Exercise. Do not include the pictures; repeat the rest of the data exactly.

Source records.
○ ○ ○
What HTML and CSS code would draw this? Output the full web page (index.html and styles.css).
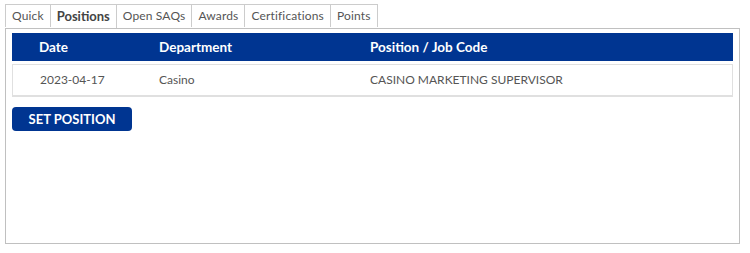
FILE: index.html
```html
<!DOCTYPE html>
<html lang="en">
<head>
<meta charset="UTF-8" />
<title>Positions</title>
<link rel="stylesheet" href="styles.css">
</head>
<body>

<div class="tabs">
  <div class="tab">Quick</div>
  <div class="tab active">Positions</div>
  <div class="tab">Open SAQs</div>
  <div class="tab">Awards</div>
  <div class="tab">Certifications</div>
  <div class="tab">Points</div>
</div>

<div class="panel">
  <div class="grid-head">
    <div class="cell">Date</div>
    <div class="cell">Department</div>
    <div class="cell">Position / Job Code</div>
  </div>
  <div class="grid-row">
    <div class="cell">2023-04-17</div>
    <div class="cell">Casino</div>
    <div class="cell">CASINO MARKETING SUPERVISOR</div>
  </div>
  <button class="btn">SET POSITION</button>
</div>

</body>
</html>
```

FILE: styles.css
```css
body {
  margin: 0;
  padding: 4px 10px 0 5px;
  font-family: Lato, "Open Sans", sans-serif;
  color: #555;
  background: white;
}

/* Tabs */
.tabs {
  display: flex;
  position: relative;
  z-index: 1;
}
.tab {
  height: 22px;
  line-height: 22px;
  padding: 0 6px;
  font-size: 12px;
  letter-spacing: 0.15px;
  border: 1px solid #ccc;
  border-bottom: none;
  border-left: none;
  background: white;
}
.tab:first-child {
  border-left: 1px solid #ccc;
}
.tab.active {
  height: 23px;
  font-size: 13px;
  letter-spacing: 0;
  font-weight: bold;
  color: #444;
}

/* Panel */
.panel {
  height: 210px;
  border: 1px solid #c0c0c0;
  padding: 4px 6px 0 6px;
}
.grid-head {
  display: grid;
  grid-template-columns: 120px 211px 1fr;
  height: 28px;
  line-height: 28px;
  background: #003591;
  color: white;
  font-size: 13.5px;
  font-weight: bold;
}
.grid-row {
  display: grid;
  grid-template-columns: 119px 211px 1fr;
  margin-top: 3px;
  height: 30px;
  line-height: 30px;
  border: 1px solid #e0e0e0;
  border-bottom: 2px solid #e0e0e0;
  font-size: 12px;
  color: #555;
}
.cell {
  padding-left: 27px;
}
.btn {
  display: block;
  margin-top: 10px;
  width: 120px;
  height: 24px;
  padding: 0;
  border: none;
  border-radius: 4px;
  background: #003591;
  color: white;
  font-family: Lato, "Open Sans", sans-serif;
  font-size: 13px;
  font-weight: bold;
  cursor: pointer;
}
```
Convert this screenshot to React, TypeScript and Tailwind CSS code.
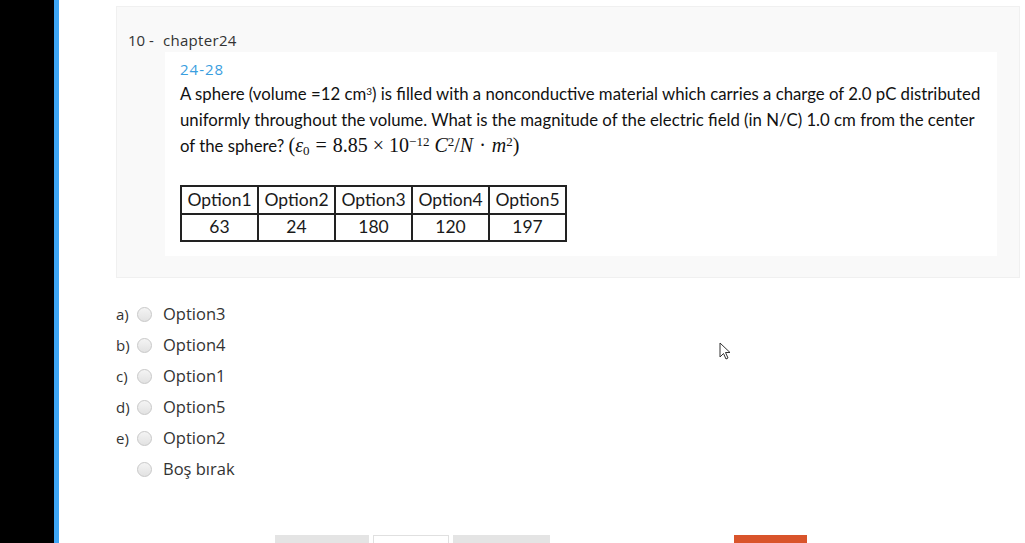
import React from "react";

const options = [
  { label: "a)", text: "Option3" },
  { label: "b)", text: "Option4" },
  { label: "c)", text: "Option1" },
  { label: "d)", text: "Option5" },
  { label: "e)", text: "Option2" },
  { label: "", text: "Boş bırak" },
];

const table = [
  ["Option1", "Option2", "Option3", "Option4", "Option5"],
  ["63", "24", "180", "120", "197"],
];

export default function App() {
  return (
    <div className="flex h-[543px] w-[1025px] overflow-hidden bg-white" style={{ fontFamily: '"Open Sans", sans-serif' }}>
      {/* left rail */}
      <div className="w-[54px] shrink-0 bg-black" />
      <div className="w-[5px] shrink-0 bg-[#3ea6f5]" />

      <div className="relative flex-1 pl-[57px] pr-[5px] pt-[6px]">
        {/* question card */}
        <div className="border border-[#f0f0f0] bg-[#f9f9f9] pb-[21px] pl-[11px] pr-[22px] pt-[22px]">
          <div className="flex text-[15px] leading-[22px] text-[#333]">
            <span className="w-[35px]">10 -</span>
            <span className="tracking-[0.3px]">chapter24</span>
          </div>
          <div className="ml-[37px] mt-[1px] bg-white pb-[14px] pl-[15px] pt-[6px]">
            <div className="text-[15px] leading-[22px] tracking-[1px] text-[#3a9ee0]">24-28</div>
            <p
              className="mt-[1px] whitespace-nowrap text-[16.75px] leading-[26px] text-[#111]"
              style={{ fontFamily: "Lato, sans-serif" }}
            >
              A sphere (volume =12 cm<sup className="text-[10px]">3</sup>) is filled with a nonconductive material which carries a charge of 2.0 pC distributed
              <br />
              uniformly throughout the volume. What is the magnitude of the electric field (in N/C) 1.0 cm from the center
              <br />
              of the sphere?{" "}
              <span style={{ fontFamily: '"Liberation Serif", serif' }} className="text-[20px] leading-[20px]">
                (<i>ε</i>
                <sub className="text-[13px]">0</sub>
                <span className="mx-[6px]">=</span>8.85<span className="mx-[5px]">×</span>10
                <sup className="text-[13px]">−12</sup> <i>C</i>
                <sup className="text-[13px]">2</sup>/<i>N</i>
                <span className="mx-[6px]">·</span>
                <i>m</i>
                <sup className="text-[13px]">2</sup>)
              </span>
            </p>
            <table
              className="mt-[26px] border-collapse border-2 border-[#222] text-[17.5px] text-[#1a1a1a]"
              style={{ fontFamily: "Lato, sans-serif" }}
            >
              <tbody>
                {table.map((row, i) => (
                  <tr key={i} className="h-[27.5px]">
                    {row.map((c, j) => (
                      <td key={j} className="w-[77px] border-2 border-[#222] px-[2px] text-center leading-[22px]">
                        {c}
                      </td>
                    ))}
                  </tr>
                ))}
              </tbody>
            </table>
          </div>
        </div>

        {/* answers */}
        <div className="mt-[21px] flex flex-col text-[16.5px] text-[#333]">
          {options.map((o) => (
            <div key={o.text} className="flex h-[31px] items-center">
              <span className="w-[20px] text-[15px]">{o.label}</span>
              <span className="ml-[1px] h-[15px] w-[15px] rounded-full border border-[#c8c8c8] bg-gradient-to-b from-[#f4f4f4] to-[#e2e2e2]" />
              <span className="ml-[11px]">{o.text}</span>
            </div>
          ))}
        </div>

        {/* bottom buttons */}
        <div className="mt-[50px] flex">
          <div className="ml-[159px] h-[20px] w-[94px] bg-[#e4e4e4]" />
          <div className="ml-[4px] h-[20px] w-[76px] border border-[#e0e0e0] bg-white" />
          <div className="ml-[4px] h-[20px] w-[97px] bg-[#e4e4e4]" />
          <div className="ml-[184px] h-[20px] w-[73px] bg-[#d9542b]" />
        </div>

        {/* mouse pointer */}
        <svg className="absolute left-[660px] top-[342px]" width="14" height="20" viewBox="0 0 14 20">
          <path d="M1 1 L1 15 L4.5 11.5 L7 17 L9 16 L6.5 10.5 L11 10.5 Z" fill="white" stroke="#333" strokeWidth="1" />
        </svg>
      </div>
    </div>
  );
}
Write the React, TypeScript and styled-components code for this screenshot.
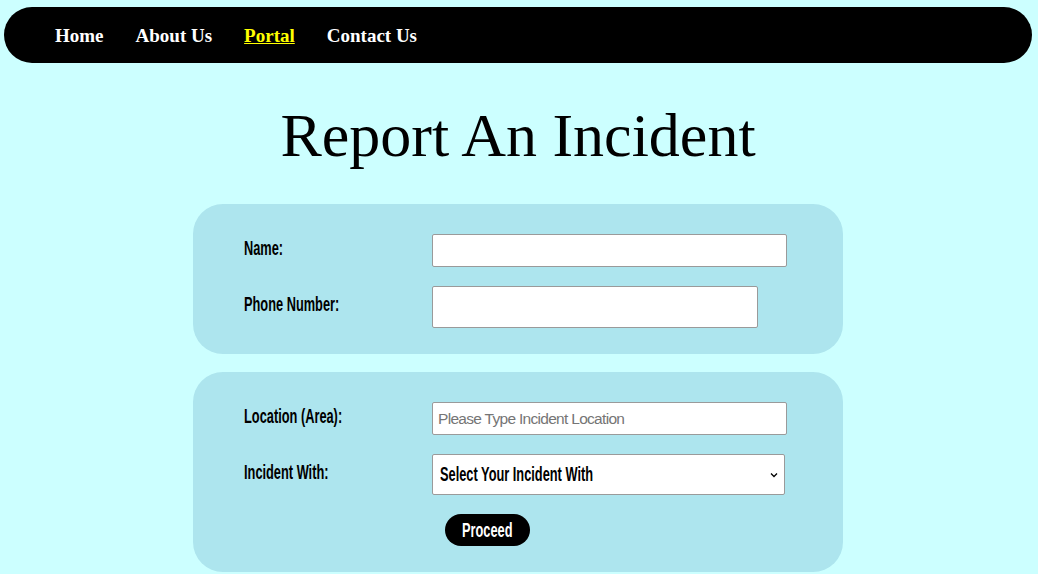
○ ○ ○
Answer to this problem.
What HTML and CSS code would draw this? Output the full web page (index.html and styles.css).
FILE: index.html
```html
<!DOCTYPE html>
<html lang="en">
<head>
<meta charset="UTF-8" />
<title>Positions</title>
<link rel="stylesheet" href="styles.css">
</head>
<body>

<div class="tabs">
  <div class="tab">Quick</div>
  <div class="tab active">Positions</div>
  <div class="tab">Open SAQs</div>
  <div class="tab">Awards</div>
  <div class="tab">Certifications</div>
  <div class="tab">Points</div>
</div>

<div class="panel">
  <div class="grid-head">
    <div class="cell">Date</div>
    <div class="cell">Department</div>
    <div class="cell">Position / Job Code</div>
  </div>
  <div class="grid-row">
    <div class="cell">2023-04-17</div>
    <div class="cell">Casino</div>
    <div class="cell">CASINO MARKETING SUPERVISOR</div>
  </div>
  <button class="btn">SET POSITION</button>
</div>

</body>
</html>
```

FILE: styles.css
```css
body {
  margin: 0;
  padding: 4px 10px 0 5px;
  font-family: Lato, "Open Sans", sans-serif;
  color: #555;
  background: white;
}

/* Tabs */
.tabs {
  display: flex;
  position: relative;
  z-index: 1;
}
.tab {
  height: 22px;
  line-height: 22px;
  padding: 0 6px;
  font-size: 12px;
  letter-spacing: 0.15px;
  border: 1px solid #ccc;
  border-bottom: none;
  border-left: none;
  background: white;
}
.tab:first-child {
  border-left: 1px solid #ccc;
}
.tab.active {
  height: 23px;
  font-size: 13px;
  letter-spacing: 0;
  font-weight: bold;
  color: #444;
}

/* Panel */
.panel {
  height: 210px;
  border: 1px solid #c0c0c0;
  padding: 4px 6px 0 6px;
}
.grid-head {
  display: grid;
  grid-template-columns: 120px 211px 1fr;
  height: 28px;
  line-height: 28px;
  background: #003591;
  color: white;
  font-size: 13.5px;
  font-weight: bold;
}
.grid-row {
  display: grid;
  grid-template-columns: 119px 211px 1fr;
  margin-top: 3px;
  height: 30px;
  line-height: 30px;
  border: 1px solid #e0e0e0;
  border-bottom: 2px solid #e0e0e0;
  font-size: 12px;
  color: #555;
}
.cell {
  padding-left: 27px;
}
.btn {
  display: block;
  margin-top: 10px;
  width: 120px;
  height: 24px;
  padding: 0;
  border: none;
  border-radius: 4px;
  background: #003591;
  color: white;
  font-family: Lato, "Open Sans", sans-serif;
  font-size: 13px;
  font-weight: bold;
  cursor: pointer;
}
```
Convert this screenshot to React, TypeScript and Tailwind CSS code.
import React from "react";

const options = [
  { label: "a)", text: "Option3" },
  { label: "b)", text: "Option4" },
  { label: "c)", text: "Option1" },
  { label: "d)", text: "Option5" },
  { label: "e)", text: "Option2" },
  { label: "", text: "Boş bırak" },
];

const table = [
  ["Option1", "Option2", "Option3", "Option4", "Option5"],
  ["63", "24", "180", "120", "197"],
];

export default function App() {
  return (
    <div className="flex h-[543px] w-[1025px] overflow-hidden bg-white" style={{ fontFamily: '"Open Sans", sans-serif' }}>
      {/* left rail */}
      <div className="w-[54px] shrink-0 bg-black" />
      <div className="w-[5px] shrink-0 bg-[#3ea6f5]" />

      <div className="relative flex-1 pl-[57px] pr-[5px] pt-[6px]">
        {/* question card */}
        <div className="border border-[#f0f0f0] bg-[#f9f9f9] pb-[21px] pl-[11px] pr-[22px] pt-[22px]">
          <div className="flex text-[15px] leading-[22px] text-[#333]">
            <span className="w-[35px]">10 -</span>
            <span className="tracking-[0.3px]">chapter24</span>
          </div>
          <div className="ml-[37px] mt-[1px] bg-white pb-[14px] pl-[15px] pt-[6px]">
            <div className="text-[15px] leading-[22px] tracking-[1px] text-[#3a9ee0]">24-28</div>
            <p
              className="mt-[1px] whitespace-nowrap text-[16.75px] leading-[26px] text-[#111]"
              style={{ fontFamily: "Lato, sans-serif" }}
            >
              A sphere (volume =12 cm<sup className="text-[10px]">3</sup>) is filled with a nonconductive material which carries a charge of 2.0 pC distributed
              <br />
              uniformly throughout the volume. What is the magnitude of the electric field (in N/C) 1.0 cm from the center
              <br />
              of the sphere?{" "}
              <span style={{ fontFamily: '"Liberation Serif", serif' }} className="text-[20px] leading-[20px]">
                (<i>ε</i>
                <sub className="text-[13px]">0</sub>
                <span className="mx-[6px]">=</span>8.85<span className="mx-[5px]">×</span>10
                <sup className="text-[13px]">−12</sup> <i>C</i>
                <sup className="text-[13px]">2</sup>/<i>N</i>
                <span className="mx-[6px]">·</span>
                <i>m</i>
                <sup className="text-[13px]">2</sup>)
              </span>
            </p>
            <table
              className="mt-[26px] border-collapse border-2 border-[#222] text-[17.5px] text-[#1a1a1a]"
              style={{ fontFamily: "Lato, sans-serif" }}
            >
              <tbody>
                {table.map((row, i) => (
                  <tr key={i} className="h-[27.5px]">
                    {row.map((c, j) => (
                      <td key={j} className="w-[77px] border-2 border-[#222] px-[2px] text-center leading-[22px]">
                        {c}
                      </td>
                    ))}
                  </tr>
                ))}
              </tbody>
            </table>
          </div>
        </div>

        {/* answers */}
        <div className="mt-[21px] flex flex-col text-[16.5px] text-[#333]">
          {options.map((o) => (
            <div key={o.text} className="flex h-[31px] items-center">
              <span className="w-[20px] text-[15px]">{o.label}</span>
              <span className="ml-[1px] h-[15px] w-[15px] rounded-full border border-[#c8c8c8] bg-gradient-to-b from-[#f4f4f4] to-[#e2e2e2]" />
              <span className="ml-[11px]">{o.text}</span>
            </div>
          ))}
        </div>

        {/* bottom buttons */}
        <div className="mt-[50px] flex">
          <div className="ml-[159px] h-[20px] w-[94px] bg-[#e4e4e4]" />
          <div className="ml-[4px] h-[20px] w-[76px] border border-[#e0e0e0] bg-white" />
          <div className="ml-[4px] h-[20px] w-[97px] bg-[#e4e4e4]" />
          <div className="ml-[184px] h-[20px] w-[73px] bg-[#d9542b]" />
        </div>

        {/* mouse pointer */}
        <svg className="absolute left-[660px] top-[342px]" width="14" height="20" viewBox="0 0 14 20">
          <path d="M1 1 L1 15 L4.5 11.5 L7 17 L9 16 L6.5 10.5 L11 10.5 Z" fill="white" stroke="#333" strokeWidth="1" />
        </svg>
      </div>
    </div>
  );
}
Write the React, TypeScript and styled-components code for this screenshot.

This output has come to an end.